## [WHAT YOU ARE ASKED TO DO]
Scan the material and copy every line in which "page" appears.

----------------------------------------

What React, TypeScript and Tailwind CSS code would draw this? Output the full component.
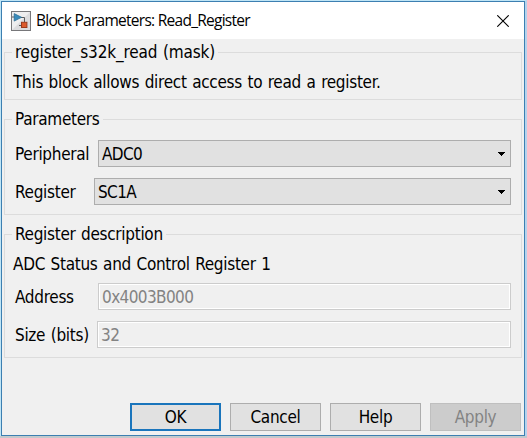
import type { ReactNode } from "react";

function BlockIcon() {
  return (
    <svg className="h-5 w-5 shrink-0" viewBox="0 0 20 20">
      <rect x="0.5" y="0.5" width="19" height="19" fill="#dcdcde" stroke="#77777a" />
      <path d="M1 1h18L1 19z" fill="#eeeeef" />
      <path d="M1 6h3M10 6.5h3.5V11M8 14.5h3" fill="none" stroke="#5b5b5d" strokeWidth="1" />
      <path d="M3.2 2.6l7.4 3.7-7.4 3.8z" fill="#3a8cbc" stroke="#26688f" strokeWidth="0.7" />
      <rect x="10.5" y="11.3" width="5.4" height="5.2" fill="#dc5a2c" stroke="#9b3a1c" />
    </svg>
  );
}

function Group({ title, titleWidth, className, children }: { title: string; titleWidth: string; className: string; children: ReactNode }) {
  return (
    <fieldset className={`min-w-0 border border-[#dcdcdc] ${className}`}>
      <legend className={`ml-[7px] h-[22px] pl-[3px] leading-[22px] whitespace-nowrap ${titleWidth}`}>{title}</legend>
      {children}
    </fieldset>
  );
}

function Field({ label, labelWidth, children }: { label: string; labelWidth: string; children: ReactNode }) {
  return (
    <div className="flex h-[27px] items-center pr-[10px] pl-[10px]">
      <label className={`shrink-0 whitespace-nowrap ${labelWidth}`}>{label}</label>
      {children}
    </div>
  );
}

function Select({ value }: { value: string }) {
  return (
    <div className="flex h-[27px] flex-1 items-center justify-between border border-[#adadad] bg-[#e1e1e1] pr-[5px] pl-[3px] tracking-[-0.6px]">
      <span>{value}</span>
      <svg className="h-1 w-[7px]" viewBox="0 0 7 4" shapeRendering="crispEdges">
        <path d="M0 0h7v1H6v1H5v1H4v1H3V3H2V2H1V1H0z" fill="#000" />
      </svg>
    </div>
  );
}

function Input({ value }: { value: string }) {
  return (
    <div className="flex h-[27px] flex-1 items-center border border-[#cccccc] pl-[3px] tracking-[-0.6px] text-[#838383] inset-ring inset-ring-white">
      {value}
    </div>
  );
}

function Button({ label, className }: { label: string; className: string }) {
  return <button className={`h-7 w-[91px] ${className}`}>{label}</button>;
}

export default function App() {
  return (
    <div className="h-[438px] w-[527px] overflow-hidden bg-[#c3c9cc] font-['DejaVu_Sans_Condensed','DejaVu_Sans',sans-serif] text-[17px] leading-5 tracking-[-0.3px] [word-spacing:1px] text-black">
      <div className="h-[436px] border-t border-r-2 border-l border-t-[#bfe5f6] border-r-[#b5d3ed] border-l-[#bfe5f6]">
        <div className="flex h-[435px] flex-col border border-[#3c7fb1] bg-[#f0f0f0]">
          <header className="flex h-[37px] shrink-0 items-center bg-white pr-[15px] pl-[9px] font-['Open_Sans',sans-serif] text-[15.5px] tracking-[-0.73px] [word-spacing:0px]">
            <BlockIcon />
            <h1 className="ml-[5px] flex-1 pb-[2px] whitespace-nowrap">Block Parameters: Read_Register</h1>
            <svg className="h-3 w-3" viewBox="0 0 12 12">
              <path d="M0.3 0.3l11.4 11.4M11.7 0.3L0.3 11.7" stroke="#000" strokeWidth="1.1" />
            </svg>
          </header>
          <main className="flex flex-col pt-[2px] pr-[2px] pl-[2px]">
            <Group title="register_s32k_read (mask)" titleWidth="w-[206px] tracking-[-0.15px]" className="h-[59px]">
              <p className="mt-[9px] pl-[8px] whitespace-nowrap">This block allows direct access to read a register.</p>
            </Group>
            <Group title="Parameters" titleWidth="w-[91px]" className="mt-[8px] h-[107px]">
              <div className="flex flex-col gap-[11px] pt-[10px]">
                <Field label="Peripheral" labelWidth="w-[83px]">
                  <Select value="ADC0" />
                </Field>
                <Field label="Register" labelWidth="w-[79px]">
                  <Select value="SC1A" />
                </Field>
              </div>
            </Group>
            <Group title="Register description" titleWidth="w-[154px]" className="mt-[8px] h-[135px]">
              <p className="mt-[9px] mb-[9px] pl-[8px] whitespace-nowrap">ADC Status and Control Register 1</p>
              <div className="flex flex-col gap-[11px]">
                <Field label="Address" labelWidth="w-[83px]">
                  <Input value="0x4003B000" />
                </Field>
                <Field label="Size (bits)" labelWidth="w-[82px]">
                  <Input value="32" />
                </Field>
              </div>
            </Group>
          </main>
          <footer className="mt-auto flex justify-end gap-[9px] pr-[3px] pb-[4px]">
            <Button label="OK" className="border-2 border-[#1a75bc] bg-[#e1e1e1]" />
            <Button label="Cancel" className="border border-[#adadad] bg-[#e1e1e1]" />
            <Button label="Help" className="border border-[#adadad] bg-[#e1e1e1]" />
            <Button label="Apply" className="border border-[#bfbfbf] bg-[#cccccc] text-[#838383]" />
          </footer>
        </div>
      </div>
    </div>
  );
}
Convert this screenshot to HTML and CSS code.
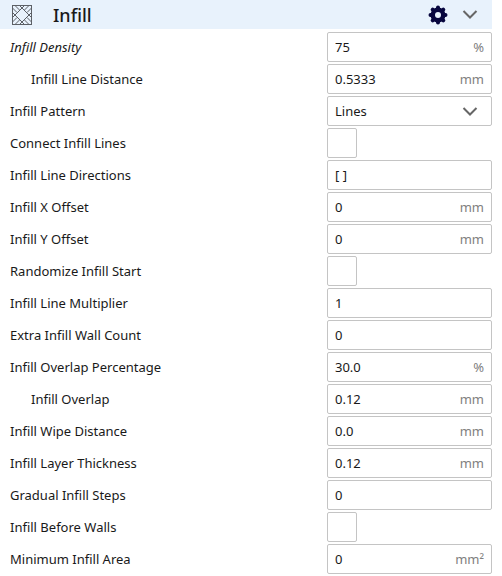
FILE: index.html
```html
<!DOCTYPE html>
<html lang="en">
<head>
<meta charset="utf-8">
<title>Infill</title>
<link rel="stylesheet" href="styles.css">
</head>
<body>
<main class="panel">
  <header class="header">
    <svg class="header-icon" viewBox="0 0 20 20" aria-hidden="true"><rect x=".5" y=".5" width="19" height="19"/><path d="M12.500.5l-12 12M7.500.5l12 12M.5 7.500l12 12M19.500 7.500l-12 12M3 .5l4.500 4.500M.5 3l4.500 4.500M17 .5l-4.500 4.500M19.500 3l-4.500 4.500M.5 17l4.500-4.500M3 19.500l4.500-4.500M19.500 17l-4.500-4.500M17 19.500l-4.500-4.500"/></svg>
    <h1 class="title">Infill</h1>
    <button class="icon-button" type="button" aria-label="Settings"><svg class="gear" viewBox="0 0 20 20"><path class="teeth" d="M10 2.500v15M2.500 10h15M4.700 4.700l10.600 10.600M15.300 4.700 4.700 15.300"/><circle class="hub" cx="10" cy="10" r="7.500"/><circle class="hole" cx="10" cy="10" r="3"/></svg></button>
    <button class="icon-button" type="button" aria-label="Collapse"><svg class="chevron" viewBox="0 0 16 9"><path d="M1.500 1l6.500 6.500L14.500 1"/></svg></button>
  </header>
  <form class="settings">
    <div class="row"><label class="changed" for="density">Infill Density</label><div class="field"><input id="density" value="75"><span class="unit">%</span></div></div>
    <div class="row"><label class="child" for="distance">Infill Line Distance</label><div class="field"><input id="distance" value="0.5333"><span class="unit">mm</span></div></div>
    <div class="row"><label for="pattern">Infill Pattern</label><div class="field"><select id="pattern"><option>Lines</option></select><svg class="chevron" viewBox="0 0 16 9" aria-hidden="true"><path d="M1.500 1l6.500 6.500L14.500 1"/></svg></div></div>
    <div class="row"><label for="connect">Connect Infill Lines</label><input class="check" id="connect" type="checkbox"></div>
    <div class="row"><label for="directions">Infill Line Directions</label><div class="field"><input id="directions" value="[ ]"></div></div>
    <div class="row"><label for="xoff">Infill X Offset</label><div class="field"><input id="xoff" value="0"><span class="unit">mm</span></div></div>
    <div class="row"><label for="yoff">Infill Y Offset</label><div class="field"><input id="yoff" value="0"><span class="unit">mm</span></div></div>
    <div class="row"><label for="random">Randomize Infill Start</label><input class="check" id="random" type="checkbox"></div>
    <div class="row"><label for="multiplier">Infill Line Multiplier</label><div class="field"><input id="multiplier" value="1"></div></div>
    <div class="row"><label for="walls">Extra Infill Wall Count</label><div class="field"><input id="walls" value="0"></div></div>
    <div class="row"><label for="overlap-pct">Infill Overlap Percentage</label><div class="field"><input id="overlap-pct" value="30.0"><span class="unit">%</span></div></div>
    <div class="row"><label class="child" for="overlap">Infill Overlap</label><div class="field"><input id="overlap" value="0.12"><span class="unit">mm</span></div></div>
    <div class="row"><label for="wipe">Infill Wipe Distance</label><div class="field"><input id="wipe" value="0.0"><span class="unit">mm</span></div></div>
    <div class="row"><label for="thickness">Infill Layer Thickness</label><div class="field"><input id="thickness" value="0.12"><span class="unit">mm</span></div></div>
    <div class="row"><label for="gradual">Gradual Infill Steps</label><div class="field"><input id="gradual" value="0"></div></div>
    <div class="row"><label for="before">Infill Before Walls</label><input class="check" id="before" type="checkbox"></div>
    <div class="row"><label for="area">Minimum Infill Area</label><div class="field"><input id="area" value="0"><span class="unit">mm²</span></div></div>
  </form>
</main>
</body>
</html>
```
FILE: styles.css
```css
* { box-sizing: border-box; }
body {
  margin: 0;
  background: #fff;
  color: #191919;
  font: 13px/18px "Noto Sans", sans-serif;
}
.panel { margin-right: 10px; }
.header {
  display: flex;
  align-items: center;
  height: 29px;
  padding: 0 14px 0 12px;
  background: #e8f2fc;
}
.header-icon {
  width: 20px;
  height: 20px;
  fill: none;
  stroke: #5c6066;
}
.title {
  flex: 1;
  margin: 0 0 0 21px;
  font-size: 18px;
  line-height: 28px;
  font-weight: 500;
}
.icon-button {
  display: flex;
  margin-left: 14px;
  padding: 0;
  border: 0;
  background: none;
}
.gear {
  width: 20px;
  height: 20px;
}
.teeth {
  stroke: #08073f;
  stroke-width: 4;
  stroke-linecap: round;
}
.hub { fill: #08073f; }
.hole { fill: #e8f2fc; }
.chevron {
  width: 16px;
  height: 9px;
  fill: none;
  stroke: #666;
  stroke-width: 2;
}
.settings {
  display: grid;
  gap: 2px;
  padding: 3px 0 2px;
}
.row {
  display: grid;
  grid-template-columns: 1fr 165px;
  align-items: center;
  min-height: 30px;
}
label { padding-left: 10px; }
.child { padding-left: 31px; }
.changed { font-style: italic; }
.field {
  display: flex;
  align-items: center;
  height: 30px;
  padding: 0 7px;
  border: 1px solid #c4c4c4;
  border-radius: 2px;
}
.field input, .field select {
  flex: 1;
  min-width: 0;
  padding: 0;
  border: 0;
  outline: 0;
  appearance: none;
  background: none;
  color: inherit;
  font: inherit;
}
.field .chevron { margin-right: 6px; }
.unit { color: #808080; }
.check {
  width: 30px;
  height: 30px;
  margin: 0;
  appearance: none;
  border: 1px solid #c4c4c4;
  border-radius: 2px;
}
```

----------------------------------------

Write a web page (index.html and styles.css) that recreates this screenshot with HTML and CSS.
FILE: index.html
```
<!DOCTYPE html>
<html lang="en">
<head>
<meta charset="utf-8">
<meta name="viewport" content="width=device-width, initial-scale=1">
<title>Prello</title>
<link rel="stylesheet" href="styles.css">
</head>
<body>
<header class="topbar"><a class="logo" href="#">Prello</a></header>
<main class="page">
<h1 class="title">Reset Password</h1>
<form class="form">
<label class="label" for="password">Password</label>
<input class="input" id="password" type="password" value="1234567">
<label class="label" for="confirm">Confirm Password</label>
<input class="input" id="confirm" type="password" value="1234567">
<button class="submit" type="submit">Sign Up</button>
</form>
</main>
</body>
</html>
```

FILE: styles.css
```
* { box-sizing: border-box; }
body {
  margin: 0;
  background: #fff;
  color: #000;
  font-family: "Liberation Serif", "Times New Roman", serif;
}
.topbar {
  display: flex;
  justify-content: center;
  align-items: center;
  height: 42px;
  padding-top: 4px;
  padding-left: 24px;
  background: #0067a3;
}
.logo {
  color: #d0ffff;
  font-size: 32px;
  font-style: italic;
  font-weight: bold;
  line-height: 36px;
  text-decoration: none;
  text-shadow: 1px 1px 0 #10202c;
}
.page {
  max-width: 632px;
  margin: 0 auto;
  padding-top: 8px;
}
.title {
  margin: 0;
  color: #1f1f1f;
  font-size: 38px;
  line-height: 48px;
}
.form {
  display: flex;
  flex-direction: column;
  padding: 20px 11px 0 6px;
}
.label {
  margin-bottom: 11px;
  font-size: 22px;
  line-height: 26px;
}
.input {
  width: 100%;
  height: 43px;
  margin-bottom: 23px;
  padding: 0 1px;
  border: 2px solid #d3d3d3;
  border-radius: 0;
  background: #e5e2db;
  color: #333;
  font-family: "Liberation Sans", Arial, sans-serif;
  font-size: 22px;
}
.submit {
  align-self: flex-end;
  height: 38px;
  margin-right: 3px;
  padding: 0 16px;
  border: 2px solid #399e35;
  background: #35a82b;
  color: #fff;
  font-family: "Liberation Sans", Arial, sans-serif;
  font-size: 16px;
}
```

----------------------------------------

## [EXERCISE OUTPUT]
Write a web page (index.html and styles.css) that recreates this screenshot with HTML and CSS.
<main class="page">
.page {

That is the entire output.